REQUIREMENT
Copy each of the entries below faithfully, setting aside any pictures.

Raw records
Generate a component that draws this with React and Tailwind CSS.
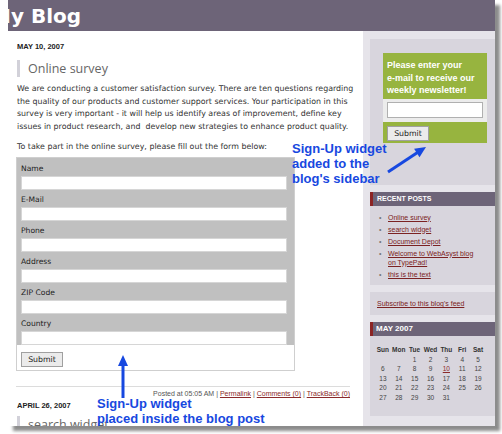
const sans = "font-['Liberation_Sans',Arial,sans-serif]";
const verd = "font-['DejaVu_Sans',Verdana,sans-serif]";

function Field({ label }) {
  return (
    <div className="mb-[3px]">
      <div className={`h-[14px] leading-[14px] text-[7.6px] text-[#222] ${verd}`}>{label}</div>
      <div className="h-[14px] bg-white border border-[#d6d6d6]"></div>
    </div>
  );
}

function SideHead({ children }) {
  return (
    <div className="h-[14px] bg-[#6d6478] border-l-[3px] border-[#8c2424] pl-[4px] text-white font-bold text-[7px] leading-[14px]">
      {children}
    </div>
  );
}

const posts = ["Online survey", "search widget", "Document Depot", "Welcome to WebAsyst blog on TypePad!", "this is the text"];
const days = ["Sun", "Mon", "Tue", "Wed", "Thu", "Fri", "Sat"];
const cal = [
  ["", "", "1", "2", "3", "4", "5"],
  ["6", "7", "8", "9", "10", "11", "12"],
  ["13", "14", "15", "16", "17", "18", "19"],
  ["20", "21", "22", "23", "24", "25", "26"],
  ["27", "28", "29", "30", "31", "", ""],
];

export default function App() {
  return (
    <div className={`relative w-[502px] h-[434px] bg-white overflow-hidden ${sans}`}>
      <div className="ml-[8px] w-[487px] h-[426px] overflow-hidden bg-white shadow-[5px_5px_3px_rgba(0,0,0,0.45)] flex flex-col">
        <header className="h-[31px] shrink-0 bg-[#6d6478] overflow-visible">
          <div className="ml-[-17px] pt-[2px] leading-[29px] text-white font-bold text-[20px] whitespace-nowrap font-['DejaVu_Sans',sans-serif]">
            My Blog
          </div>
        </header>
        <div className="flex flex-1 min-h-0">
          <main className="w-[355px] shrink-0 pl-[9px] pr-[11px] overflow-hidden">
            <div className="mt-[11px] h-[10px] leading-[10px] text-[7.5px] font-bold text-[#222]">MAY 10, 2007</div>
            <div className="mt-[8px] h-[17px] border-l-[3px] border-[#d2d1d9] pl-[8px] leading-[17px] text-[12.5px] text-[#666] font-['Open_Sans',sans-serif]">
              Online survey
            </div>
            <p className={`mt-[6px] text-[7.9px] leading-[12.67px] text-[#333] whitespace-nowrap ${verd}`}>
              We are conducting a customer satisfaction survey. There are ten questions regarding<br />
              the quality of our products and customer support services. Your participation in this<br />
              survey is very important - it will help us identify areas of improvement, define key<br />
              issues in product research, and&nbsp; develop new strategies to enhance product quality.
            </p>
            <p className={`mt-[7px] text-[7.9px] leading-[12.67px] text-[#333] whitespace-nowrap ${verd}`}>
              To take part in the online survey, please fill out the form below:
            </p>
            <div className="mt-[4px] ml-[-1px] w-[279px] border border-[#cfcfcf]">
              <div className="bg-[#c0c0c0] pt-[4px] pb-[0px] pl-[4px] pr-[7px]">
                {["Name", "E-Mail", "Phone", "Address", "ZIP Code", "Country"].map((l) => (
                  <Field key={l} label={l} />
                ))}
              </div>
              <div className="h-[22px] bg-white pl-[4px] pt-[4px]">
                <div className={`w-[42px] h-[15px] bg-[#ebebeb] border border-[#a0a0a0] text-[7.8px] leading-[13px] text-center text-[#222] ${verd}`}>
                  Submit
                </div>
              </div>
            </div>
            <div className="mt-[15px] ml-[-1px] mr-[2px] h-px bg-[#dcdcdc]"></div>
            <div className="mt-[2px] mr-[2px] h-[10px] leading-[10px] text-[7px] text-[#555] text-right whitespace-nowrap">
              Posted at 05:05 AM | <span className="underline text-[#8b2a2a]">Permalink</span> |{" "}
              <span className="underline text-[#8b2a2a]">Comments (0)</span> |{" "}
              <span className="underline text-[#8b2a2a]">TrackBack (0)</span>
            </div>
            <div className="mt-[2px] h-[10px] leading-[10px] text-[7.5px] font-bold text-[#222]">APRIL 26, 2007</div>
            <div className="mt-[5px] h-[17px] border-l-[3px] border-[#d2d1d9] pl-[8px] leading-[17px] text-[12.5px] text-[#666] font-['Open_Sans',sans-serif]">
              search widget
            </div>
          </main>
          <aside className="w-[132px] bg-[#e6e4ea] pl-[7px] pt-[8px] flex flex-col gap-[7px]">
            <div className="bg-[#d8d5dd] h-[146px] pl-[13px] pt-[14px]">
              <div className="w-[104px] bg-[#97b43f]">
                <div className="pl-[4px] pt-[6px] pb-[2.5px] text-white font-bold text-[9px] leading-[12.5px] whitespace-nowrap">
                  Please enter your<br />e-mail to receive our<br />weekly newsletter!
                </div>
                <div className="h-[23px] bg-[#ececec] pl-[4px] pt-[3px]">
                  <div className="w-[96px] h-[16px] bg-white border border-[#b0b0b0]"></div>
                </div>
                <div className="h-[21px] pl-[4px] pt-[4px]">
                  <div className={`w-[42px] h-[15px] bg-[#ebebeb] border border-[#a0a0a0] text-[7.8px] leading-[13px] text-center text-[#222] ${verd}`}>
                    Submit
                  </div>
                </div>
              </div>
            </div>
            <div className="bg-[#d8d5dd]">
              <SideHead>RECENT POSTS</SideHead>
              <ul className="pt-[6.5px] pb-[6.5px] pl-[9px] flex flex-col gap-[3px]">
                {posts.map((p) => (
                  <li key={p} className="flex text-[7px] leading-[9px]">
                    <span className="w-[9px] shrink-0 text-[#777]">•</span>
                    <span className="underline text-[#7b2222] w-[90px]">{p}</span>
                  </li>
                ))}
              </ul>
            </div>
            <div className="bg-[#d8d5dd] h-[23px] pl-[7px] leading-[23px] text-[7px] text-[#7b2222] underline">
              Subscribe to this blog's feed
            </div>
            <div className="bg-[#d8d5dd] pb-[13px]">
              <div className="h-[14px] bg-[#6d6478] border-l-[3px] border-[#8c2424] pl-[3px] text-white font-bold text-[8px] leading-[14px]">
                MAY 2007
              </div>
              <div className="ml-[5px] mt-[9px] w-[111px] grid grid-cols-7 text-[6.5px] leading-[9.6px] text-center text-[#444]">
                {days.map((d) => (
                  <div key={d} className="font-bold text-[#333]">{d}</div>
                ))}
                {cal.flat().map((d, i) => (
                  <div key={i} className={d === "10" ? "underline text-[#8b2a2a]" : ""}>{d}</div>
                ))}
              </div>
            </div>
          </aside>
        </div>
      </div>

      <div className="absolute left-[292px] top-[141px] text-[13px] leading-[15px] font-bold text-[#1748e0] whitespace-nowrap">
        Sign-Up widget<br />added to the<br />blog's sidebar
      </div>
      <div className="absolute left-[97px] top-[396px] text-[13px] leading-[15px] font-bold text-[#1748e0] whitespace-nowrap">
        Sign-Up widget<br />placed inside the blog post
      </div>
      <svg className="absolute left-0 top-0 pointer-events-none" width="502" height="434" viewBox="0 0 502 434">
        <line x1="388" y1="172" x2="417.5" y2="152.6" stroke="#1748e0" strokeWidth="3" />
        <polygon points="426,147 419.5,157.2 414.1,148.8" fill="#1748e0" />
        <line x1="123" y1="398" x2="123" y2="365" stroke="#1748e0" strokeWidth="3" />
        <polygon points="123,355 128,366 118,366" fill="#1748e0" />
      </svg>
    </div>
  );
}
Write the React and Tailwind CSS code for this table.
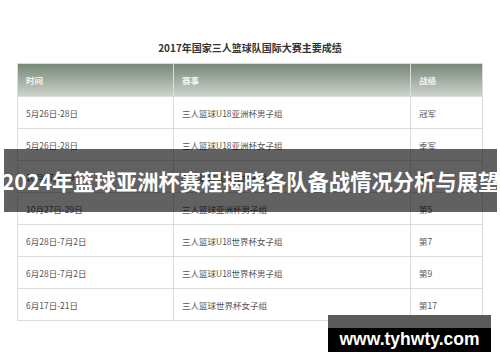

RESULT
Generate a component that draws this with React and Tailwind CSS.
const sans = "font-['Liberation_Sans',Arial,sans-serif]";
const verd = "font-['DejaVu_Sans',Verdana,sans-serif]";

function Field({ label }) {
  return (
    <div className="mb-[3px]">
      <div className={`h-[14px] leading-[14px] text-[7.6px] text-[#222] ${verd}`}>{label}</div>
      <div className="h-[14px] bg-white border border-[#d6d6d6]"></div>
    </div>
  );
}

function SideHead({ children }) {
  return (
    <div className="h-[14px] bg-[#6d6478] border-l-[3px] border-[#8c2424] pl-[4px] text-white font-bold text-[7px] leading-[14px]">
      {children}
    </div>
  );
}

const posts = ["Online survey", "search widget", "Document Depot", "Welcome to WebAsyst blog on TypePad!", "this is the text"];
const days = ["Sun", "Mon", "Tue", "Wed", "Thu", "Fri", "Sat"];
const cal = [
  ["", "", "1", "2", "3", "4", "5"],
  ["6", "7", "8", "9", "10", "11", "12"],
  ["13", "14", "15", "16", "17", "18", "19"],
  ["20", "21", "22", "23", "24", "25", "26"],
  ["27", "28", "29", "30", "31", "", ""],
];

export default function App() {
  return (
    <div className={`relative w-[502px] h-[434px] bg-white overflow-hidden ${sans}`}>
      <div className="ml-[8px] w-[487px] h-[426px] overflow-hidden bg-white shadow-[5px_5px_3px_rgba(0,0,0,0.45)] flex flex-col">
        <header className="h-[31px] shrink-0 bg-[#6d6478] overflow-visible">
          <div className="ml-[-17px] pt-[2px] leading-[29px] text-white font-bold text-[20px] whitespace-nowrap font-['DejaVu_Sans',sans-serif]">
            My Blog
          </div>
        </header>
        <div className="flex flex-1 min-h-0">
          <main className="w-[355px] shrink-0 pl-[9px] pr-[11px] overflow-hidden">
            <div className="mt-[11px] h-[10px] leading-[10px] text-[7.5px] font-bold text-[#222]">MAY 10, 2007</div>
            <div className="mt-[8px] h-[17px] border-l-[3px] border-[#d2d1d9] pl-[8px] leading-[17px] text-[12.5px] text-[#666] font-['Open_Sans',sans-serif]">
              Online survey
            </div>
            <p className={`mt-[6px] text-[7.9px] leading-[12.67px] text-[#333] whitespace-nowrap ${verd}`}>
              We are conducting a customer satisfaction survey. There are ten questions regarding<br />
              the quality of our products and customer support services. Your participation in this<br />
              survey is very important - it will help us identify areas of improvement, define key<br />
              issues in product research, and&nbsp; develop new strategies to enhance product quality.
            </p>
            <p className={`mt-[7px] text-[7.9px] leading-[12.67px] text-[#333] whitespace-nowrap ${verd}`}>
              To take part in the online survey, please fill out the form below:
            </p>
            <div className="mt-[4px] ml-[-1px] w-[279px] border border-[#cfcfcf]">
              <div className="bg-[#c0c0c0] pt-[4px] pb-[0px] pl-[4px] pr-[7px]">
                {["Name", "E-Mail", "Phone", "Address", "ZIP Code", "Country"].map((l) => (
                  <Field key={l} label={l} />
                ))}
              </div>
              <div className="h-[22px] bg-white pl-[4px] pt-[4px]">
                <div className={`w-[42px] h-[15px] bg-[#ebebeb] border border-[#a0a0a0] text-[7.8px] leading-[13px] text-center text-[#222] ${verd}`}>
                  Submit
                </div>
              </div>
            </div>
            <div className="mt-[15px] ml-[-1px] mr-[2px] h-px bg-[#dcdcdc]"></div>
            <div className="mt-[2px] mr-[2px] h-[10px] leading-[10px] text-[7px] text-[#555] text-right whitespace-nowrap">
              Posted at 05:05 AM | <span className="underline text-[#8b2a2a]">Permalink</span> |{" "}
              <span className="underline text-[#8b2a2a]">Comments (0)</span> |{" "}
              <span className="underline text-[#8b2a2a]">TrackBack (0)</span>
            </div>
            <div className="mt-[2px] h-[10px] leading-[10px] text-[7.5px] font-bold text-[#222]">APRIL 26, 2007</div>
            <div className="mt-[5px] h-[17px] border-l-[3px] border-[#d2d1d9] pl-[8px] leading-[17px] text-[12.5px] text-[#666] font-['Open_Sans',sans-serif]">
              search widget
            </div>
          </main>
          <aside className="w-[132px] bg-[#e6e4ea] pl-[7px] pt-[8px] flex flex-col gap-[7px]">
            <div className="bg-[#d8d5dd] h-[146px] pl-[13px] pt-[14px]">
              <div className="w-[104px] bg-[#97b43f]">
                <div className="pl-[4px] pt-[6px] pb-[2.5px] text-white font-bold text-[9px] leading-[12.5px] whitespace-nowrap">
                  Please enter your<br />e-mail to receive our<br />weekly newsletter!
                </div>
                <div className="h-[23px] bg-[#ececec] pl-[4px] pt-[3px]">
                  <div className="w-[96px] h-[16px] bg-white border border-[#b0b0b0]"></div>
                </div>
                <div className="h-[21px] pl-[4px] pt-[4px]">
                  <div className={`w-[42px] h-[15px] bg-[#ebebeb] border border-[#a0a0a0] text-[7.8px] leading-[13px] text-center text-[#222] ${verd}`}>
                    Submit
                  </div>
                </div>
              </div>
            </div>
            <div className="bg-[#d8d5dd]">
              <SideHead>RECENT POSTS</SideHead>
              <ul className="pt-[6.5px] pb-[6.5px] pl-[9px] flex flex-col gap-[3px]">
                {posts.map((p) => (
                  <li key={p} className="flex text-[7px] leading-[9px]">
                    <span className="w-[9px] shrink-0 text-[#777]">•</span>
                    <span className="underline text-[#7b2222] w-[90px]">{p}</span>
                  </li>
                ))}
              </ul>
            </div>
            <div className="bg-[#d8d5dd] h-[23px] pl-[7px] leading-[23px] text-[7px] text-[#7b2222] underline">
              Subscribe to this blog's feed
            </div>
            <div className="bg-[#d8d5dd] pb-[13px]">
              <div className="h-[14px] bg-[#6d6478] border-l-[3px] border-[#8c2424] pl-[3px] text-white font-bold text-[8px] leading-[14px]">
                MAY 2007
              </div>
              <div className="ml-[5px] mt-[9px] w-[111px] grid grid-cols-7 text-[6.5px] leading-[9.6px] text-center text-[#444]">
                {days.map((d) => (
                  <div key={d} className="font-bold text-[#333]">{d}</div>
                ))}
                {cal.flat().map((d, i) => (
                  <div key={i} className={d === "10" ? "underline text-[#8b2a2a]" : ""}>{d}</div>
                ))}
              </div>
            </div>
          </aside>
        </div>
      </div>

      <div className="absolute left-[292px] top-[141px] text-[13px] leading-[15px] font-bold text-[#1748e0] whitespace-nowrap">
        Sign-Up widget<br />added to the<br />blog's sidebar
      </div>
      <div className="absolute left-[97px] top-[396px] text-[13px] leading-[15px] font-bold text-[#1748e0] whitespace-nowrap">
        Sign-Up widget<br />placed inside the blog post
      </div>
      <svg className="absolute left-0 top-0 pointer-events-none" width="502" height="434" viewBox="0 0 502 434">
        <line x1="388" y1="172" x2="417.5" y2="152.6" stroke="#1748e0" strokeWidth="3" />
        <polygon points="426,147 419.5,157.2 414.1,148.8" fill="#1748e0" />
        <line x1="123" y1="398" x2="123" y2="365" stroke="#1748e0" strokeWidth="3" />
        <polygon points="123,355 128,366 118,366" fill="#1748e0" />
      </svg>
    </div>
  );
}
Write the React and Tailwind CSS code for this table.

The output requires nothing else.